US technology companies facing growing UK pressure over internet spying

talked about rising friction between UK and USA over cyberspying issues (i wrote on the same issue many times ago, see: PRISM Lessons On Privacy, Cloud and US IT Companies).

Let be clear, this is not just a USA problem, recently France have had its part of glory with the fake Google certificates delivered by ANSSI (human mistake was the official explanation) or the Casper malware affair.

And also UK while complaining with USA for the PRISM consequences has its own fingerprint in the NSA-GCHQ affair.

So who can we trust?

If someone is familiar with X-Files may be recognize the statement “Trust no one”. This is the basis when implementing security. This does not means that all commercial product are un-trustable, but from a security perspective we should assume the worst.

Can be sponsored state, human error or criminal intent something can go wrong everywhere (shit happens).

From a security perspective this means that processes are assuming the greatest importance, while from an HWSW point of view a multivendor approach with a not all from the same country attitude, could be reasonable.

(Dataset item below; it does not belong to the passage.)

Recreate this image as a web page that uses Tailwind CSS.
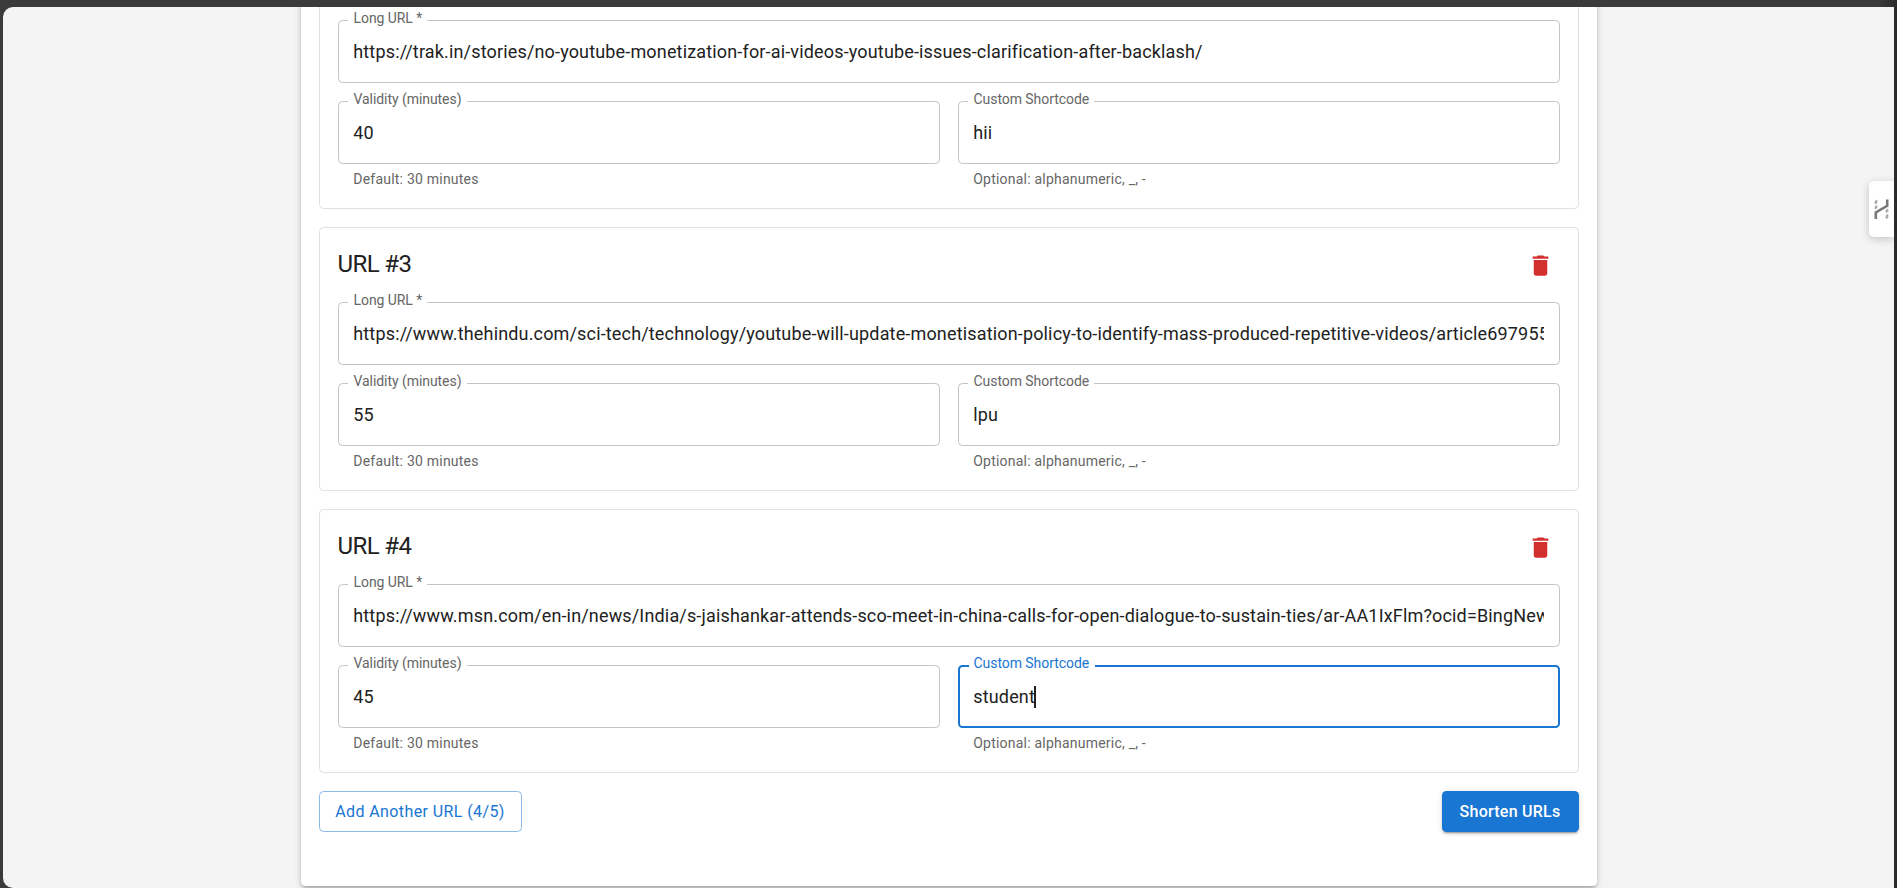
<!DOCTYPE html>
<html lang="en">
<head>
<meta charset="utf-8">
<title>URL Shortener</title>
<script src="https://cdn.jsdelivr.net/npm/@tailwindcss/browser@4"></script>
</head>
<body class="h-[888px] overflow-hidden bg-linear-to-r from-[#3b3b3b] from-99% to-[#2a2a2a] pt-[7px] pl-[3px] pr-[3px] font-[Roboto,sans-serif] text-[#212121]">
<svg class="hidden">
  <symbol id="trash" viewBox="0 0 24 24"><path d="M6 19c0 1.1.9 2 2 2h8c1.1 0 2-.9 2-2V7H6v12zM19 4h-3.5l-1-1h-5l-1 1H5v2h14V4z"/></symbol>
</svg>
<div class="relative flex h-[881px] flex-col items-center justify-end overflow-hidden rounded-l-[10px] bg-[#f4f4f4] pb-[2px]">
  <main class="flex w-[1296px] shrink-0 flex-col gap-[18px] rounded-[4.5px] bg-white px-[18px] pb-[54px] shadow-[0_3px_3px_-2px_rgba(0,0,0,0.2),0_3px_4px_0_rgba(0,0,0,0.14),0_1px_9px_0_rgba(0,0,0,0.12)]">

    <section class="flex h-[264px] flex-col rounded-[4.5px] border border-[#e0e0e0] px-[18px] pt-[18px]">
      <div class="flex h-[38px] items-center justify-between pr-[6px]">
        <h6 class="pb-[3px] text-[24px] leading-[36px] tracking-[-0.6px]">URL #2</h6>
        <svg class="size-[27px] fill-[#d32f2f]"><use href="#trash"/></svg>
      </div>
      <div class="relative mt-[18px] flex h-[63px] shrink-0 items-center rounded-[4.5px] border border-[#c4c4c4] px-[14.75px]">
        <label class="absolute -top-[13px] left-[9px] w-[79px] bg-white pl-[6px] text-[14px] leading-[20px] tracking-[-0.06px] whitespace-nowrap text-[#666]">Long URL *</label>
        <div class="w-full overflow-hidden text-[18px] leading-[26px] tracking-[0.16px] whitespace-nowrap">https://trak.in/stories/no-youtube-monetization-for-ai-videos-youtube-issues-clarification-after-backlash/</div>
      </div>
      <div class="mt-[18px] grid grid-cols-2 gap-[18px]">
        <div>
          <div class="relative flex h-[63px] items-center rounded-[4.5px] border border-[#c4c4c4] px-[14.75px]">
            <label class="absolute -top-[13px] left-[9px] w-[119px] bg-white pl-[6px] text-[14px] leading-[20px] tracking-[-0.06px] whitespace-nowrap text-[#666]">Validity (minutes)</label>
            <div class="text-[18px] leading-[26px] tracking-[0.16px]">40</div>
          </div>
          <p class="mt-[4px] pl-[15.75px] text-[14px] leading-[22px] tracking-[0.22px] text-[#666]">Default: 30 minutes</p>
        </div>
        <div>
          <div class="relative flex h-[63px] items-center rounded-[4.5px] border border-[#c4c4c4] px-[14.75px]">
            <label class="absolute -top-[13px] left-[9px] w-[126px] bg-white pl-[6px] text-[14px] leading-[20px] tracking-[-0.06px] whitespace-nowrap text-[#666]">Custom Shortcode</label>
            <div class="text-[18px] leading-[26px] tracking-[0.16px]">hii</div>
          </div>
          <p class="mt-[4px] pl-[15.75px] text-[14px] leading-[22px] tracking-[0.22px] text-[#666]">Optional: alphanumeric, _, -</p>
        </div>
      </div>
    </section>

    <section class="flex h-[264px] flex-col rounded-[4.5px] border border-[#e0e0e0] px-[18px] pt-[18px]">
      <div class="flex h-[38px] items-center justify-between pr-[6px]">
        <h6 class="pb-[3px] text-[24px] leading-[36px] tracking-[-0.6px]">URL #3</h6>
        <svg class="size-[27px] fill-[#d32f2f]"><use href="#trash"/></svg>
      </div>
      <div class="relative mt-[18px] flex h-[63px] shrink-0 items-center rounded-[4.5px] border border-[#c4c4c4] px-[14.75px]">
        <label class="absolute -top-[13px] left-[9px] w-[79px] bg-white pl-[6px] text-[14px] leading-[20px] tracking-[-0.06px] whitespace-nowrap text-[#666]">Long URL *</label>
        <div class="w-full overflow-hidden text-[18px] leading-[26px] tracking-[0.16px] whitespace-nowrap">https://www.thehindu.com/sci-tech/technology/youtube-will-update-monetisation-policy-to-identify-mass-produced-repetitive-videos/article697955</div>
      </div>
      <div class="mt-[18px] grid grid-cols-2 gap-[18px]">
        <div>
          <div class="relative flex h-[63px] items-center rounded-[4.5px] border border-[#c4c4c4] px-[14.75px]">
            <label class="absolute -top-[13px] left-[9px] w-[119px] bg-white pl-[6px] text-[14px] leading-[20px] tracking-[-0.06px] whitespace-nowrap text-[#666]">Validity (minutes)</label>
            <div class="text-[18px] leading-[26px] tracking-[0.16px]">55</div>
          </div>
          <p class="mt-[4px] pl-[15.75px] text-[14px] leading-[22px] tracking-[0.22px] text-[#666]">Default: 30 minutes</p>
        </div>
        <div>
          <div class="relative flex h-[63px] items-center rounded-[4.5px] border border-[#c4c4c4] px-[14.75px]">
            <label class="absolute -top-[13px] left-[9px] w-[126px] bg-white pl-[6px] text-[14px] leading-[20px] tracking-[-0.06px] whitespace-nowrap text-[#666]">Custom Shortcode</label>
            <div class="text-[18px] leading-[26px] tracking-[0.16px]">lpu</div>
          </div>
          <p class="mt-[4px] pl-[15.75px] text-[14px] leading-[22px] tracking-[0.22px] text-[#666]">Optional: alphanumeric, _, -</p>
        </div>
      </div>
    </section>

    <section class="flex h-[264px] flex-col rounded-[4.5px] border border-[#e0e0e0] px-[18px] pt-[18px]">
      <div class="flex h-[38px] items-center justify-between pr-[6px]">
        <h6 class="pb-[3px] text-[24px] leading-[36px] tracking-[-0.6px]">URL #4</h6>
        <svg class="size-[27px] fill-[#d32f2f]"><use href="#trash"/></svg>
      </div>
      <div class="relative mt-[18px] flex h-[63px] shrink-0 items-center rounded-[4.5px] border border-[#c4c4c4] px-[14.75px]">
        <label class="absolute -top-[13px] left-[9px] w-[79px] bg-white pl-[6px] text-[14px] leading-[20px] tracking-[-0.06px] whitespace-nowrap text-[#666]">Long URL *</label>
        <div class="w-full overflow-hidden text-[18px] leading-[26px] tracking-[0.16px] whitespace-nowrap">https://www.msn.com/en-in/news/India/s-jaishankar-attends-sco-meet-in-china-calls-for-open-dialogue-to-sustain-ties/ar-AA1IxFlm?ocid=BingNews</div>
      </div>
      <div class="mt-[18px] grid grid-cols-2 gap-[18px]">
        <div>
          <div class="relative flex h-[63px] items-center rounded-[4.5px] border border-[#c4c4c4] px-[14.75px]">
            <label class="absolute -top-[13px] left-[9px] w-[119px] bg-white pl-[6px] text-[14px] leading-[20px] tracking-[-0.06px] whitespace-nowrap text-[#666]">Validity (minutes)</label>
            <div class="text-[18px] leading-[26px] tracking-[0.16px]">45</div>
          </div>
          <p class="mt-[4px] pl-[15.75px] text-[14px] leading-[22px] tracking-[0.22px] text-[#666]">Default: 30 minutes</p>
        </div>
        <div>
          <div class="relative flex h-[63px] items-center rounded-[4.5px] border-2 border-[#1976d2] px-[13.75px]">
            <label class="absolute -top-[14px] left-[9px] w-[126px] bg-white pl-[5px] text-[14px] leading-[20px] tracking-[-0.06px] whitespace-nowrap text-[#1976d2]">Custom Shortcode</label>
            <div class="text-[18px] leading-[26px] tracking-[0.16px]">student</div>
            <span class="-ml-px h-[22px] w-[2px] bg-[#212121]"></span>
          </div>
          <p class="mt-[4px] pl-[15.75px] text-[14px] leading-[22px] tracking-[0.22px] text-[#666]">Optional: alphanumeric, _, -</p>
        </div>
      </div>
    </section>

    <div class="flex justify-between">
      <button class="h-[41px] w-[203px] rounded-[4.5px] border border-[#8cbae8] text-[16px] leading-[27px] tracking-[0.4px] text-[#1976d2]">Add Another URL (4/5)</button>
      <button class="h-[41px] w-[137px] rounded-[4.5px] bg-[#1976d2] text-[16px] leading-[27px] font-medium tracking-[0.25px] text-white shadow-[0_3px_1px_-2px_rgba(0,0,0,0.2),0_2px_2px_0_rgba(0,0,0,0.14),0_1px_6px_0_rgba(0,0,0,0.12)]">Shorten URLs</button>
    </div>
  </main>

  <aside class="absolute top-[174px] right-0 flex h-[56px] w-[25px] items-center rounded-l-[5px] bg-white pl-[5px] shadow-[0_2px_8px_rgba(0,0,0,0.2)]">
    <svg class="h-[20px] w-[15px]" viewBox="0 0 15 20" fill="none">
      <path d="M1.8 20V13.4L13.2 6.8V0.5" stroke="#777" stroke-width="2.6"/>
      <path d="M1 2.2L3 1V4L1 5ZM1 7.5L3 6.5V9L1 10ZM12 11L14 10V12.5L12 13.5ZM12 16.5L14 15.5V18.8L12 19.5Z" fill="#aaa" stroke="#aaa" stroke-width=".7"/>
    </svg>
  </aside>
</div>
</body>
</html>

To rise confidence vendors are approaching several correction, from a safer software writing cycle to a better control to supplier and resellers, in order to avoid unwanted tampering with their solution from an external source. This kind of processes are today even more important according to the recent news and outbreaks so the bigger is the vendor the stronger has to be its politics in controlling the whole chain, from production to delivery.

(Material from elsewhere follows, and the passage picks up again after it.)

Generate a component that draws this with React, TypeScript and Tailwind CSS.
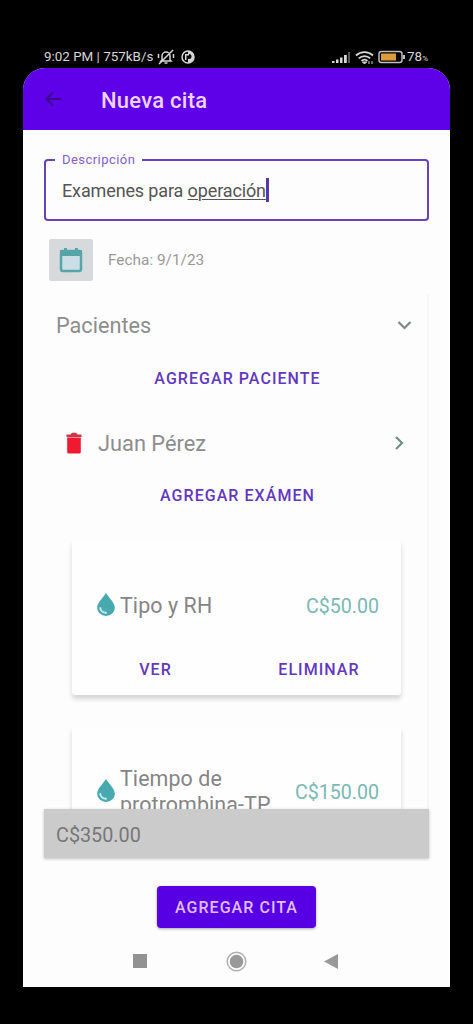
import type { ReactNode } from "react";

function StatusBar() {
  return (
    <div className="flex h-[68px] items-end pr-[45px] pl-[44px] pb-[3px] text-[#d6d6d6]">
      <div className="flex h-4 w-full items-center">
        <span className="text-[13.4px] leading-4 whitespace-nowrap">9:02 PM | 757kB/s</span>
        <svg className="ml-[4px] shrink-0" width="18" height="16" viewBox="0 0 18 16" fill="none" stroke="currentColor" strokeWidth="1.5">
          <path d="M5 11V7a4 4 0 0 1 8 0v4l1 1H4zM7.500 14h3M2 15 16 1M1.500 5v4M16.500 5v4" />
        </svg>
        <svg className="ml-[6px] shrink-0" width="14" height="14" viewBox="0 0 14 14">
          <circle cx="7" cy="7" r="6" fill="#0a0a0a" stroke="currentColor" strokeWidth="1.5" />
          <path d="M7 1a6 6 0 0 1 0 12V9h1a2.500 2.500 0 0 0 0-5H7z" fill="currentColor" />
          <path d="M4 4h4v1.500H5.500V10H4z" fill="currentColor" />
        </svg>
        <div className="grow" />
        <svg className="shrink-0" width="20" height="13" viewBox="0 0 20 13" fill="currentColor">
          <path d="M0 10h2.500v2H0zM4 8.500h2.500V12H4zM8 6.500h2.500V12H8zM12 4h2.800v8H12z" />
          <path d="M16 1h2v11h-2z" fill="#555" />
        </svg>
        <svg className="ml-[3px] shrink-0" width="20" height="15" viewBox="0 0 20 15" fill="none" stroke="currentColor" strokeWidth="1.8">
          <path d="M1 5.500a12.500 12.500 0 0 1 17 0M3.800 8.400a8.300 8.300 0 0 1 11.400 0M6.500 11a4.500 4.500 0 0 1 6 0" />
          <path d="M7.500 12 9.500 14l2-2zM14 14v-3M17 14v-3" fill="currentColor" strokeWidth="1" />
        </svg>
        <svg className="ml-[3px] shrink-0" width="28" height="14" viewBox="0 0 28 14">
          <rect x="1" y="1.500" width="23" height="11" rx="2.500" fill="none" stroke="#bdbdbd" strokeWidth="1.500" />
          <rect x="3" y="3.500" width="15" height="7" fill="#dc9c3c" />
          <path d="M25 5h2v4h-2z" fill="#bdbdbd" />
        </svg>
        <span className="ml-[1px] text-[13.4px] leading-4">78</span>
        <span className="mt-[3px] text-[8px] leading-3">%</span>
      </div>
    </div>
  );
}

function Drop() {
  return (
    <svg className="mt-[-3px] shrink-0" width="20" height="25" viewBox="0 0 20 26">
      <path d="M10 1C7 6 .8 11 .8 16.300a9.200 8.700 0 0 0 18.400 0C19.200 11 13 6 10 1z" fill="#48a9ae" />
      <path d="M4 16.500a6 5.500 0 0 0 6 5" fill="none" stroke="#c4eeee" strokeWidth="2" strokeLinecap="round" />
    </svg>
  );
}

function ExamCard({ name, price, children }: { name: ReactNode; price: string; children?: ReactNode }) {
  return (
    <div className="h-[155px] w-[329px] shrink-0 rounded-[3px] bg-[#fefefe] pt-[41px] shadow-[0_4px_5px_rgba(0,0,0,0.16)]">
      <div className="flex h-[50px] items-center pr-[22px] pl-[24px]">
        <Drop />
        <span className="ml-[4px] w-[160px] text-[21.4px] leading-[26px] tracking-[0.1px] text-[#858585]">{name}</span>
        <span className="ml-auto pt-[2px] text-[19.6px] text-[#7ab8b4]">{price}</span>
      </div>
      {children}
    </div>
  );
}

function TextButton({ children, className }: { children: ReactNode; className: string }) {
  return (
    <button className={`${className} text-center text-[16px] leading-5 font-medium tracking-[1.05px] text-[#6238bd]`}>
      {children}
    </button>
  );
}

export default function App() {
  return (
    <div className="h-[1024px] w-[473px] overflow-hidden bg-black font-[Roboto,sans-serif]">
      <StatusBar />
      <div className="ml-[23px] flex h-[919px] w-[427px] flex-col overflow-hidden rounded-t-[22px] bg-[#fdfdfd]">
        <header className="flex h-[62px] shrink-0 items-center bg-[#5e00e8] pl-[21px]">
          <svg width="19" height="16" viewBox="0 0 19 18" fill="none" stroke="#3a0b91" strokeWidth="2.400">
            <path d="M18 9H2M9 1.500 1.500 9 9 16.500" />
          </svg>
          <h1 className="ml-[38px] pt-[2px] text-[22px] font-medium tracking-[0.25px] text-[#eed2ff]">Nueva cita</h1>
        </header>

        <main className="flex grow flex-col px-[21px]">
          <fieldset className="mt-[21px] h-[70px] rounded-[4px] border-[2.500px] border-2 border-[#6841bd] pl-[9px]">
            <legend className="px-[7px] text-[13px] leading-[17px] tracking-[0.45px] text-[#8660ca]">Descripción</legend>
            <div className="flex h-[44px] items-center pl-[7px] text-[18px] tracking-[-0.13px] text-[#555]">
              <span className="whitespace-pre">Examenes para </span>
              <span className="underline decoration-1 underline-offset-2">operación</span>
              <span className="h-[24px] w-[3px] bg-[#5638a8]" />
            </div>
          </fieldset>

          <div className="mt-[17px] ml-[5px] flex h-[43px] items-center">
            <button className="flex h-[42px] w-[44px] items-center justify-center rounded-[2px] bg-[#d7dadd]">
              <svg width="24" height="26" viewBox="0 0 24 26" fill="none">
                <rect x="2" y="4" width="20" height="20" rx="2" fill="#c9dfe5" stroke="#57a5a8" strokeWidth="2.500" />
                <path d="M1 3h22v6H1zM5 1h3v3H5zM16 1h3v3h-3z" fill="#57a5a8" />
              </svg>
            </button>
            <span className="ml-[15px] pt-[3px] text-[15.4px] text-[#999]">Fecha: 9/1/23</span>
          </div>

          <section className="mt-[14px] flex h-[514px] flex-col items-center overflow-hidden border-r-2 border-[#f5f5f5]">
            <div className="mt-[15px] flex h-[30px] w-full shrink-0 items-center pr-[15px] pl-[12px]">
              <h2 className="pt-[2px] text-[21.7px] text-[#8d8d8d]">Pacientes</h2>
              <svg className="ml-auto" width="15" height="10" viewBox="0 0 15 10" fill="none" stroke="#7d8783" strokeWidth="2.200">
                <path d="m1.500 2 6 6 6-6" />
              </svg>
            </div>
            <TextButton className="mt-[29px] ml-[4px] shrink-0">AGREGAR PACIENTE</TextButton>
            <div className="mt-[39px] flex h-[30px] w-full shrink-0 items-center pr-[23px] pl-[22px]">
              <svg width="16" height="22" viewBox="0 0 16 22">
                <path d="M.5 2.500h4L6 .8h4l1.500 1.700h4V5H.5z" fill="#cf3545" />
                <path d="M1.200 5.500h13.600V20q0 1.500-1.500 1.500H2.700q-1.500 0-1.500-1.500z" fill="#f01932" />
              </svg>
              <span className="ml-[16px] pt-[2px] text-[21.8px] text-[#8d8d8d]">Juan Pérez</span>
              <svg className="ml-auto" width="10" height="14" viewBox="0 0 10 14" fill="none" stroke="#6f9183" strokeWidth="2.200">
                <path d="m2 1 6 6-6 6" />
              </svg>
            </div>
            <TextButton className="mt-[28px] ml-[4px] shrink-0">AGREGAR EXÁMEN</TextButton>
            <div className="mt-[34px] flex w-full flex-col items-center gap-[31px] pl-[2px]">
              <ExamCard name="Tipo y RH" price="C$50.00">
                <div className="flex pt-[29px] pl-[2px]">
                  <TextButton className="w-[163px]">VER</TextButton>
                  <TextButton className="w-[164px]">ELIMINAR</TextButton>
                </div>
              </ExamCard>
              <ExamCard name={<>Tiempo de<br />protrombina-TP</>} price="C$150.00" />
            </div>
          </section>

          <div className="flex h-[49px] shrink-0 items-center bg-[#cbcbcb] pt-[4px] pl-[12px] text-[19.8px] text-[#777] shadow-[0_1px_3px_rgba(0,0,0,0.25)]">
            C$350.00
          </div>

          <button className="mt-[28px] ml-[113px] h-[42px] w-[159px] shrink-0 rounded-[4px] bg-[#5700e3] pt-[1px] text-[16px] font-medium tracking-[1.05px] text-[#e1beff] shadow-[0_1px_3px_rgba(0,0,0,0.35)]">
            AGREGAR CITA
          </button>
        </main>

        <nav className="flex h-[52px] shrink-0 items-center pl-[110px]">
          <svg width="14" height="14" viewBox="0 0 14 14"><path d="M0 0h14v14H0z" fill="#929292" /></svg>
          <svg className="ml-[79px]" width="21" height="21" viewBox="0 0 21 21">
            <circle cx="10.500" cy="10.500" r="9.300" fill="none" stroke="#b0b0b0" strokeWidth="1.500" />
            <circle cx="10.500" cy="10.500" r="6.800" fill="#999" />
          </svg>
          <svg className="ml-[77px]" width="14" height="15" viewBox="0 0 14 15"><path d="M14 0v15L0 7.500z" fill="#999" /></svg>
        </nav>
      </div>
    </div>
  );
}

But nevertheless we could not assume that any vendor is 100% secure (again shit happens), so implementing continuous and sound process of auditing, penetration and vulnerability testing and quality analysis of the IT structures will give us a better perspective of surviving the current threat environment. We should also remember that without contingency plan for disaster recovery and cyber threat attack all our effort could be vain.